Implementing IFRS 15 also has broad ramifications. Meeting the standard will impact not just your accounting and financial departments, but will impact your IT systems, HR policies and more. It’s these broader implications and unknowns that have many companies concerned.

What is ASC 606

Assessing impact on your business

If you aren’t armed with the proper information, making the best business decision can be difficult.

At some point in the transition process you’ll need to assess how the new standards will affect your company. This includes an evaluation of primary revenue streams and key contracts to identify the revenue recognition changes required and the business units where these changes may have the greatest impact.

The questions that come up during this phase are weighty. When you apply the new five-step compliance model to a sampling of mission-critical contracts, what happens to your revenue recognition profile? Will you need to change the design of your customer contracts? Can your sales process stay the same, or does it need tweaking? If you aren’t armed with the proper information, making the best business decision becomes difficult.

Evaluating effort

Know the scope of work required so you can assemble the right plan, team, and budget. Several factors will impact your resource allocation and cost calculations:

  • Contract evaluation requirements:
    You’ll need to develop a new rules-based framework for your accounting policies based on an assessment of your contracts. If your contracts are highly variable, will it be burdensome for the transition team to thoroughly evaluate each one and draft new policies accordingly?
  • Choice of transition method:
    The full retrospective and modified retrospective methods each have pros and cons, but both require significant implementation efforts.

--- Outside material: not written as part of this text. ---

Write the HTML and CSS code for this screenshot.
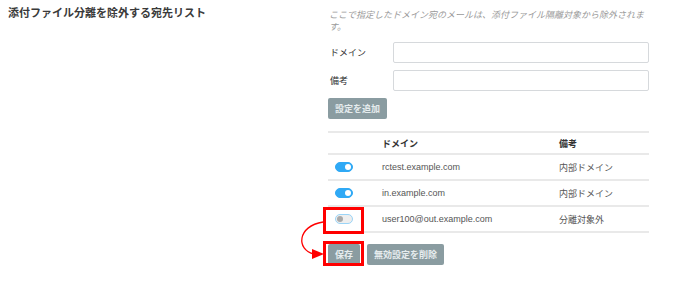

The full retrospective method requires restatement of the prior two comparative years (possibly three), while the modified retrospective method requires dual recordkeeping during the adoption year. Do you have the necessary systems and people in place?
  • Handling comprehensive disclosures:
    The new standards’ requirements for quantitative and qualitative disclosures are significantly more expansive than those under the current guidelines. How will you create a method for systematically gathering, reviewing, and disclosing information about remaining performance obligations, including resources consumed, labor hours expended, costs incurred, or machine hours used?
  • Post-transition revenue recognition plans:
    How will you track performance obligations and apply your new revenue calculation rules? How much manpower will be required to handle complex revenue scenarios, multiple revenue streams, and contract modification? How will you institute controls along the way?

Achieving IFRS 15 compliance

Deliver the right reports to internal and external stakeholders

About 50% of spreadsheet models used operationally in large businesses have material defects. You’ll need to deliver the right reports internally and externally, to pass an audit—the crux of this entire endeavor. If your process is based on spreadsheets, this will be painful. Inefficient and error-prone, spreadsheets are notoriously difficult to audit. Furthermore, multiple user access easily leads to version-control problems, which degrades data quality. It’s not just anecdotal: the European Spreadsheet Risks Interest Group cites research stating that 50% of spreadsheet models used operationally in large businesses have material defects.

Finding the right technology to help

A robust technology solution, e.g. a revenue recognition cloud application, can offer two key ways of reducing the amount of required manual effort: automation and flexibility across your revenue recognition processes. First and foremost, the right solution helps you track various revenue streams, automate allocations and calculations, and configure different rules and templates for different calculations—all while eliminating your reliance on overly complex spreadsheets.

Additionally, a strong technology solution also eases the pain of implementing a transition method. Your choice of method should be driven by what’s best for investors, auditors, and financial statement readers, not by the capabilities of your IT systems (or lack thereof). With a strong technology solution, you can recognize revenue under the current standards up to the transition date, then seamlessly deploy retrospective or parallel recognition processes. Let your systems empower you to make the best choice for your stakeholders.

With the right system in place, you can produce clear audit trails and attach supporting documents and evidence directly to transactions. A robust tool also provides user-friendly reporting options, allowing you to slice, dice, and customize your data on a summary level or on an item-by-item basis. With better reports, your business teams will make better decisions.

What should you look for in a revenue recognition cloud application?

  • Powerful, flexible data models: Revenue models continue to multiply, from product-based to SaaS to bundled and usage-based contracts. The right tool recognizes revenue from multiple sources, including directly from opportunities, orders, contracts, projects, and invoices. The data model should also handle complex use cases, including multi-element arrangements.
  • Seamless integration with other applications: The best cloud applications harness the power of your existing platforms (e.g. Salesforce) and integrate directly with your other applications, including customer relationship management (CRM) and professional services automation (PSA).
  • Configurable templates and rules: The right tool enables you to adapt to whatever comes next. Create different rules based on your needs and how you want to recognize revenue. Find a tool that adapts to what’s best for your business—not the other way around.
  • Forecasting capabilities: Go beyond retrospective reporting to gain a complete picture of your business. A cloud application should empower you to derive revenue forecasting with both recognized and forecasted values on multiple revenue source data.

Meeting the new compliance standards will take time and careful planning but it shouldn’t be a dreaded process. In fact, organizations large and small will find the transition provides an opportunity to transform their businesses for the better.